Agema has also worked on different projects with development and literary organisations in different capacities. He has remained a part of Sussex Writes, a body of writers/students domiciled in the University of Sussex and led by Dr. Emma Newport. In this capacity, he was part of literary outreaches to different schools within and around Brighton alongside colleagues such as Jennifer Emelife and Monica Agnes Sylvia.

== Awards ==
In addition to other literary achievements and awards, Agema has two known published poetry collections, Home Equals Holes: Tale of an Exile (Joint Winner, Association of Nigerian Authors Prize for Poetry 2014 and nominee, Wole Soyinka Prize for Literature 2018, and Bring our casket home: Tales one shouldn’t tell (Longlisted for the Association of Nigerian Authors Prize for Poetry 2012). In 2019, Agema’s children’s book, Once Upon a Village Tale was shortlisted for the Association of Nigerian Authors Children’s Literature Prize.

His short story collection, The Bottom of another Tale was shortlisted for the Association of Nigerian Authors Prize for Prose 2014 and the Abubakar Gimba Prize for Short Stories 2015. Agema was awarded the Mandela Day Short Story Prize in 2016 with his story, ‘Washing the Earth’ while his poem, ‘Tales one shouldn’t tell often’ was shortlisted for the Saraba/PEN Nigeria Poetry Prize 2013. Agema’s work in progress short story collection, Tales of the Abroad by a Confam Africana was shortlisted for the Association of Nigerian Authors/Abubakar Gimba Prize for Short Stories 2019.

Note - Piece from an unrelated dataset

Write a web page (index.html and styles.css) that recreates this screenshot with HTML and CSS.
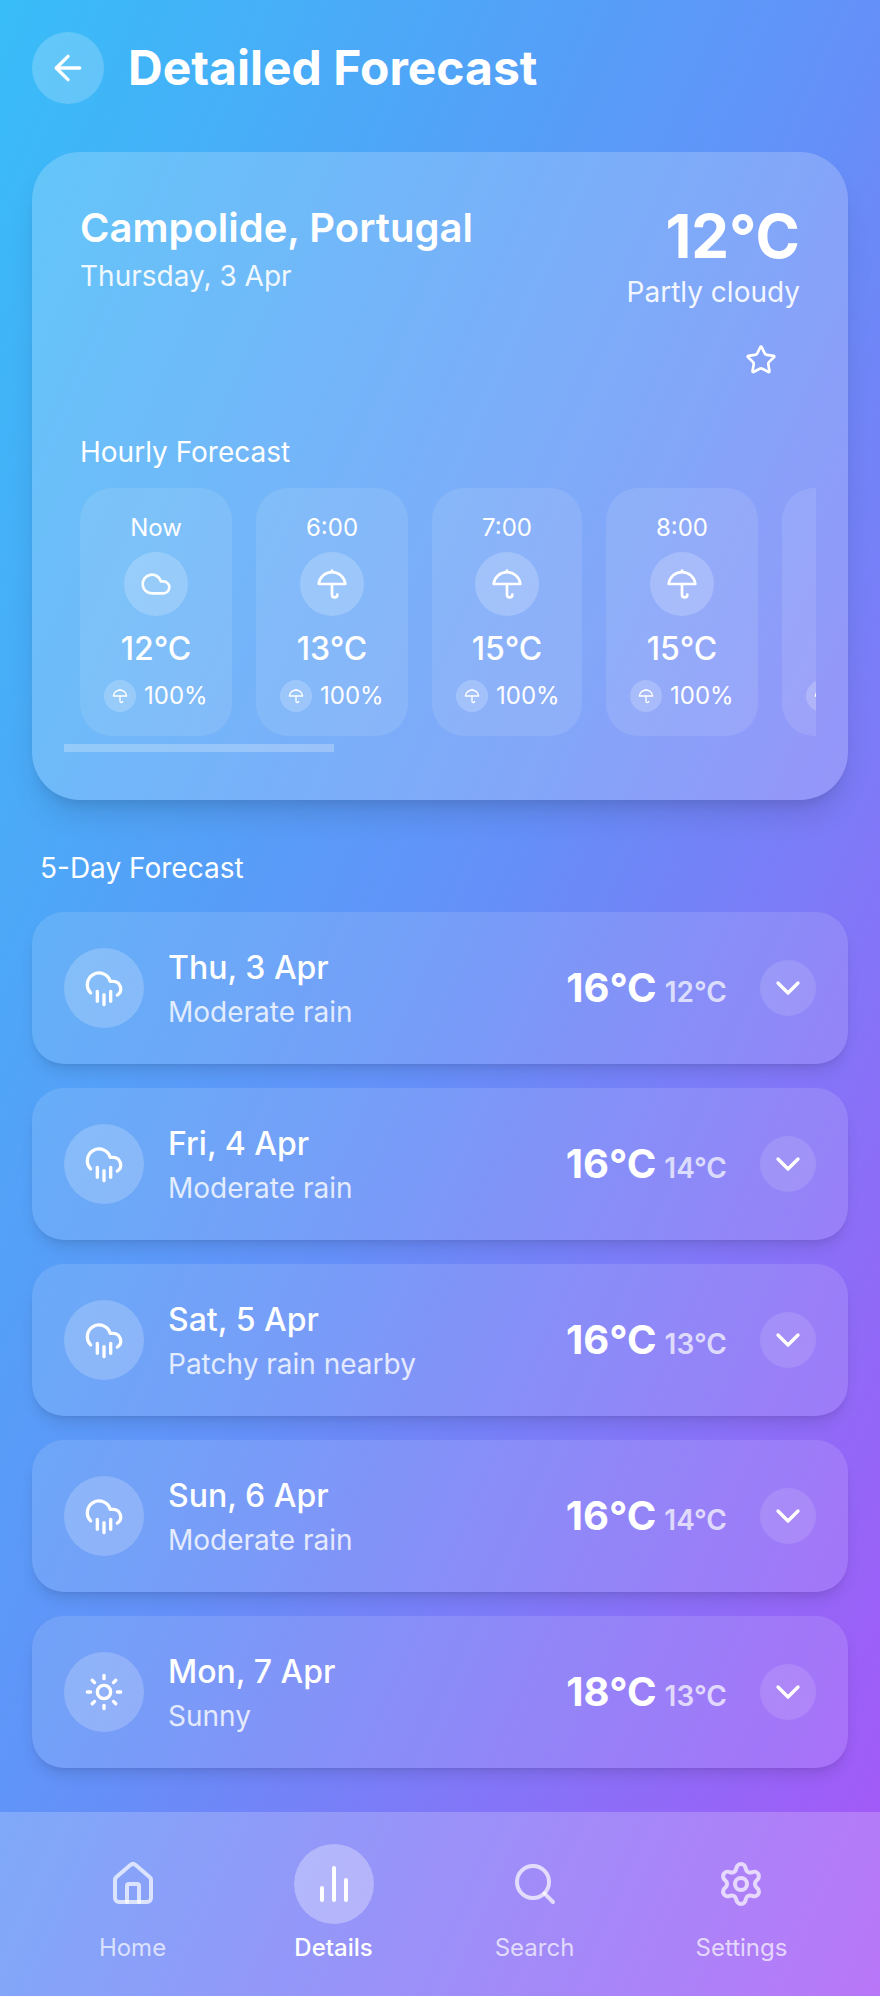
FILE: index.html
```html
<!DOCTYPE html>
<html lang="en">
<head>
  <meta charset="UTF-8">
  <title>Detailed Forecast</title>
  <link rel="stylesheet" href="styles.css">
</head>
<body>
  <svg class="sprite" xmlns="http://www.w3.org/2000/svg">
    <symbol id="i-back" viewBox="0 0 24 24"><path d="m12 19-7-7 7-7"/><path d="M19 12H5"/></symbol>
    <symbol id="i-star" viewBox="0 0 24 24"><path d="M11.525 2.295a.53.53 0 0 1 .95 0l2.31 4.679a2.123 2.123 0 0 0 1.595 1.16l5.166.756a.53.53 0 0 1 .294.904l-3.736 3.638a2.123 2.123 0 0 0-.611 1.878l.882 5.14a.53.53 0 0 1-.771.56l-4.618-2.428a2.122 2.122 0 0 0-1.973 0L6.396 21.01a.53.53 0 0 1-.77-.56l.881-5.139a2.122 2.122 0 0 0-.611-1.879L2.16 9.795a.53.53 0 0 1 .294-.906l5.165-.755a2.122 2.122 0 0 0 1.597-1.16z"/></symbol>
    <symbol id="i-cloud" viewBox="0 0 24 24"><path d="M17.5 19H9a7 7 0 1 1 6.71-9h1.79a4.5 4.5 0 1 1 0 9Z"/></symbol>
    <symbol id="i-umbrella" viewBox="0 0 24 24"><path d="M22 12a10.06 10.06 1 0 0-20 0Z"/><path d="M12 12v8a2 2 0 0 0 4 0"/><path d="M12 2v1"/></symbol>
    <symbol id="i-rain" viewBox="0 0 24 24"><path d="M4 14.899A7 7 0 1 1 15.71 8h1.79a4.5 4.5 0 0 1 2.5 8.242"/><path d="M16 14v6"/><path d="M8 14v6"/><path d="M12 16v6"/></symbol>
    <symbol id="i-sun" viewBox="0 0 24 24"><circle cx="12" cy="12" r="4"/><path d="M12 2v2"/><path d="M12 20v2"/><path d="m4.93 4.93 1.41 1.41"/><path d="m17.66 17.66 1.41 1.41"/><path d="M2 12h2"/><path d="M20 12h2"/><path d="m6.34 17.66-1.41 1.41"/><path d="m19.07 4.93-1.41 1.41"/></symbol>
    <symbol id="i-chevron" viewBox="0 0 24 24"><path d="m6 9 6 6 6-6"/></symbol>
    <symbol id="i-home" viewBox="0 0 24 24"><path d="M15 21v-8a1 1 0 0 0-1-1h-4a1 1 0 0 0-1 1v8"/><path d="M3 10a2 2 0 0 1 .709-1.528l7-5.999a2 2 0 0 1 2.582 0l7 5.999A2 2 0 0 1 21 10v9a2 2 0 0 1-2 2H5a2 2 0 0 1-2-2z"/></symbol>
    <symbol id="i-chart" viewBox="0 0 24 24"><path d="M18 20V10"/><path d="M12 20V4"/><path d="M6 20v-6"/></symbol>
    <symbol id="i-search" viewBox="0 0 24 24"><circle cx="11" cy="11" r="8"/><path d="m21 21-4.3-4.3"/></symbol>
    <symbol id="i-settings" viewBox="0 0 24 24"><path d="M9.671 4.136a2.34 2.34 0 0 1 4.659 0 2.34 2.34 0 0 0 3.319 1.915 2.34 2.34 0 0 1 2.33 4.033 2.34 2.34 0 0 0 0 3.831 2.34 2.34 0 0 1-2.33 4.033 2.34 2.34 0 0 0-3.319 1.915 2.34 2.34 0 0 1-4.659 0 2.34 2.34 0 0 0-3.32-1.915 2.34 2.34 0 0 1-2.33-4.033 2.34 2.34 0 0 0 0-3.831A2.34 2.34 0 0 1 6.35 6.051a2.34 2.34 0 0 0 3.32-1.915"/><circle cx="12" cy="12" r="3"/></symbol>
  </svg>

  <header class="page-head">
    <button class="back-btn"><svg class="icon icon-40"><use href="#i-back"/></svg></button>
    <h1>Detailed Forecast</h1>
  </header>

  <section class="now-card">
    <div class="now-top">
      <div>
        <h2 class="place">Campolide, Portugal</h2>
        <p class="date">Thursday, 3 Apr</p>
      </div>
      <div class="now-right">
        <div class="now-temp">12°C</div>
        <div class="now-cond">Partly cloudy</div>
        <button class="fav-btn"><svg class="icon icon-32"><use href="#i-star"/></svg></button>
      </div>
    </div>

    <h3 class="hourly-title">Hourly Forecast</h3>
    <div class="hourly-row">
      <div class="hour">
        <div class="hour-time">Now</div>
        <div class="hour-icon"><svg class="icon icon-32"><use href="#i-cloud"/></svg></div>
        <div class="hour-temp">12°C</div>
        <div class="hour-rain"><span class="rain-dot"><svg class="icon icon-16"><use href="#i-umbrella"/></svg></span>100%</div>
      </div>
      <div class="hour">
        <div class="hour-time">6:00</div>
        <div class="hour-icon"><svg class="icon icon-32"><use href="#i-umbrella"/></svg></div>
        <div class="hour-temp">13°C</div>
        <div class="hour-rain"><span class="rain-dot"><svg class="icon icon-16"><use href="#i-umbrella"/></svg></span>100%</div>
      </div>
      <div class="hour hour-narrow">
        <div class="hour-time">7:00</div>
        <div class="hour-icon"><svg class="icon icon-32"><use href="#i-umbrella"/></svg></div>
        <div class="hour-temp">15°C</div>
        <div class="hour-rain"><span class="rain-dot"><svg class="icon icon-16"><use href="#i-umbrella"/></svg></span>100%</div>
      </div>
      <div class="hour">
        <div class="hour-time">8:00</div>
        <div class="hour-icon"><svg class="icon icon-32"><use href="#i-umbrella"/></svg></div>
        <div class="hour-temp">15°C</div>
        <div class="hour-rain"><span class="rain-dot"><svg class="icon icon-16"><use href="#i-umbrella"/></svg></span>100%</div>
      </div>
      <div class="hour">
        <div class="hour-time"></div>
        <div class="hour-icon"></div>
        <div class="hour-temp"></div>
        <div class="hour-rain"><span class="rain-dot"><svg class="icon icon-16"><use href="#i-umbrella"/></svg></span></div>
      </div>
    </div>
    <div class="scroll-thumb"></div>
  </section>

  <h3 class="days-title">5-Day Forecast</h3>
  <section class="days">
    <article class="day">
      <div class="day-icon"><svg class="icon icon-40"><use href="#i-rain"/></svg></div>
      <div class="day-text">
        <div class="day-name">Thu, 3 Apr</div>
        <div class="day-cond">Moderate rain</div>
      </div>
      <div class="day-temps"><span class="temp-max">16°C</span><span class="temp-min">12°C</span></div>
      <button class="day-more"><svg class="icon icon-40"><use href="#i-chevron"/></svg></button>
    </article>
    <article class="day">
      <div class="day-icon"><svg class="icon icon-40"><use href="#i-rain"/></svg></div>
      <div class="day-text">
        <div class="day-name">Fri, 4 Apr</div>
        <div class="day-cond">Moderate rain</div>
      </div>
      <div class="day-temps"><span class="temp-max">16°C</span><span class="temp-min">14°C</span></div>
      <button class="day-more"><svg class="icon icon-40"><use href="#i-chevron"/></svg></button>
    </article>
    <article class="day">
      <div class="day-icon"><svg class="icon icon-40"><use href="#i-rain"/></svg></div>
      <div class="day-text">
        <div class="day-name">Sat, 5 Apr</div>
        <div class="day-cond">Patchy rain nearby</div>
      </div>
      <div class="day-temps"><span class="temp-max">16°C</span><span class="temp-min">13°C</span></div>
      <button class="day-more"><svg class="icon icon-40"><use href="#i-chevron"/></svg></button>
    </article>
    <article class="day">
      <div class="day-icon"><svg class="icon icon-40"><use href="#i-rain"/></svg></div>
      <div class="day-text">
        <div class="day-name">Sun, 6 Apr</div>
        <div class="day-cond">Moderate rain</div>
      </div>
      <div class="day-temps"><span class="temp-max">16°C</span><span class="temp-min">14°C</span></div>
      <button class="day-more"><svg class="icon icon-40"><use href="#i-chevron"/></svg></button>
    </article>
    <article class="day">
      <div class="day-icon"><svg class="icon icon-40"><use href="#i-sun"/></svg></div>
      <div class="day-text">
        <div class="day-name">Mon, 7 Apr</div>
        <div class="day-cond">Sunny</div>
      </div>
      <div class="day-temps"><span class="temp-max">18°C</span><span class="temp-min">13°C</span></div>
      <button class="day-more"><svg class="icon icon-40"><use href="#i-chevron"/></svg></button>
    </article>
  </section>

  <nav class="tabs">
    <a class="tab"><span class="tab-icon"><svg class="icon icon-48"><use href="#i-home"/></svg></span>Home</a>
    <a class="tab active"><span class="tab-icon"><svg class="icon icon-48"><use href="#i-chart"/></svg></span>Details</a>
    <a class="tab"><span class="tab-icon"><svg class="icon icon-48"><use href="#i-search"/></svg></span>Search</a>
    <a class="tab"><span class="tab-icon"><svg class="icon icon-48"><use href="#i-settings"/></svg></span>Settings</a>
  </nav>
</body>
</html>
```

FILE: styles.css
```css
* {
  box-sizing: border-box;
}

body {
  margin: 0;
  width: 880px;
  height: 1996px;
  overflow: hidden;
  color: #fff;
  font-family: Inter, "Liberation Sans", sans-serif;
  background: linear-gradient(to bottom right, #38bdf8 0%, #6490f8 50%, #a855f7 100%);
  display: flex;
  flex-direction: column;
}

h1, h2, h3, p {
  margin: 0;
}

button {
  border: 0;
  padding: 0;
  color: inherit;
  background: none;
}

.sprite {
  display: none;
}

.icon {
  display: block;
  fill: none;
  stroke: #fff;
  stroke-width: 2;
  stroke-linecap: round;
  stroke-linejoin: round;
}

.icon-16 { width: 16px; height: 16px; }
.icon-32 { width: 32px; height: 32px; }
.icon-40 { width: 40px; height: 40px; }
.icon-48 { width: 48px; height: 48px; }

/* header */
.page-head {
  display: flex;
  align-items: center;
  gap: 24px;
  padding: 32px 32px 0;
  height: 104px;
  flex-shrink: 0;
}

.page-head h1 {
  font-size: 48px;
  line-height: 56px;
  font-weight: 700;
}

.back-btn {
  width: 72px;
  height: 72px;
  border-radius: 50%;
  background: rgba(255, 255, 255, 0.2);
  display: flex;
  align-items: center;
  justify-content: center;
}

/* current weather card */
.now-card {
  margin: 48px 32px 0;
  height: 648px;
  padding: 48px 48px 0;
  border-radius: 48px;
  background: rgba(255, 255, 255, 0.2);
  box-shadow: 0 20px 30px -6px rgba(0, 0, 0, 0.12), 0 8px 12px -6px rgba(0, 0, 0, 0.1);
  flex-shrink: 0;
}

.now-top {
  display: flex;
  justify-content: space-between;
  height: 232px;
}

.place {
  font-size: 40px;
  line-height: 56px;
  font-weight: 600;
}

.date {
  font-size: 28px;
  line-height: 40px;
  opacity: 0.9;
}

.now-right {
  display: flex;
  flex-direction: column;
  align-items: flex-end;
}

.now-temp {
  font-size: 60px;
  line-height: 72px;
  font-weight: 700;
}

.now-cond {
  font-size: 28px;
  line-height: 40px;
  opacity: 0.9;
}

.fav-btn {
  margin: 32px 23px 0 0;
}

.hourly-title {
  font-size: 28px;
  line-height: 40px;
  font-weight: 400;
  margin-bottom: 16px;
}

.hourly-row {
  display: flex;
  gap: 24px;
  width: 736px;
  overflow: hidden;
}

.hour {
  flex: 0 0 152px;
  height: 248px;
  padding-top: 24px;
  border-radius: 32px;
  background: rgba(255, 255, 255, 0.1);
  display: flex;
  flex-direction: column;
  align-items: center;
}

.hour-narrow {
  flex-basis: 150px;
}

.hour-time {
  height: 32px;
  font-size: 24px;
  line-height: 32px;
}

.hour-icon {
  width: 64px;
  height: 64px;
  margin-top: 8px;
  border-radius: 50%;
  background: rgba(255, 255, 255, 0.2);
  display: flex;
  align-items: center;
  justify-content: center;
}

.hour-temp {
  height: 48px;
  margin-top: 9px;
  font-size: 32px;
  line-height: 48px;
  font-weight: 500;
}

.hour-rain {
  align-self: stretch;
  margin-top: 7px;
  padding-left: 24px;
  display: flex;
  align-items: center;
  gap: 8px;
  font-size: 24px;
  line-height: 32px;
}

.rain-dot {
  width: 32px;
  height: 32px;
  flex-shrink: 0;
  border-radius: 50%;
  background: rgba(255, 255, 255, 0.2);
  display: flex;
  align-items: center;
  justify-content: center;
}

.scroll-thumb {
  width: 270px;
  height: 8px;
  margin: 8px 0 0 -16px;
  background: rgba(255, 255, 255, 0.25);
}

/* 5-day list */
.days-title {
  margin: 48px 40px 24px;
  font-size: 28px;
  line-height: 40px;
  font-weight: 400;
}

.days {
  margin: 0 32px;
  display: flex;
  flex-direction: column;
  gap: 24px;
}

.day {
  height: 152px;
  padding: 0 32px;
  border-radius: 32px;
  background: rgba(255, 255, 255, 0.12);
  box-shadow: 0 10px 15px -3px rgba(0, 0, 0, 0.1), 0 4px 6px -4px rgba(0, 0, 0, 0.1);
  display: flex;
  align-items: center;
}

.day-icon {
  width: 80px;
  height: 80px;
  border-radius: 50%;
  background: rgba(255, 255, 255, 0.2);
  display: flex;
  align-items: center;
  justify-content: center;
}

.day-text {
  margin-left: 24px;
  flex: 1;
}

.day-name {
  font-size: 32px;
  line-height: 48px;
  font-weight: 500;
}

.day-cond {
  font-size: 28px;
  line-height: 40px;
  opacity: 0.8;
}

.day-temps {
  display: flex;
  align-items: baseline;
  gap: 8px;
  margin: 0 33px 2px 0;
}

.temp-max {
  font-size: 40px;
  font-weight: 700;
}

.temp-min {
  font-size: 28px;
  font-weight: 600;
  opacity: 0.7;
}

.day-more {
  width: 56px;
  height: 56px;
  border-radius: 50%;
  background: rgba(255, 255, 255, 0.12);
  display: flex;
  align-items: center;
  justify-content: center;
}

/* bottom tabs */
.tabs {
  margin-top: auto;
  height: 184px;
  padding: 32px 32px 0;
  background: rgba(255, 255, 255, 0.2);
  display: flex;
  justify-content: space-around;
  flex-shrink: 0;
}

.tab {
  min-width: 80px;
  display: flex;
  flex-direction: column;
  align-items: center;
  gap: 8px;
  font-size: 24px;
  line-height: 32px;
  color: rgba(255, 255, 255, 0.7);
}

.tab .icon {
  stroke: rgba(255, 255, 255, 0.7);
}

.tab-icon {
  width: 80px;
  height: 80px;
  border-radius: 50%;
  display: flex;
  align-items: center;
  justify-content: center;
}

.tab.active {
  color: #fff;
  font-weight: 500;
}

.tab.active .icon {
  stroke: #fff;
}

.tab.active .tab-icon {
  background: rgba(255, 255, 255, 0.3);
}
```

Agema has been included annually in EGC's Top 50 Contemporary Poets who rocked Nigeria since 2013. Notably, he was listed on Nigerian Writers Award's 100 Most Influential Nigerian Writers Under 40 (2017 and 2018). He has also been long-listed (final 11) and was a finalist for the NLNG Nigeria Prize for literature 2022. His book, Memory and the Call of Water also won the Association of Nigerian Authors Poetry Prize 2022 while an unreleased in-progress short story collection A Maze of Fading Touches, was first runner-up for the 2022 ANA/Abubakar Gimba Prize for Short Stories.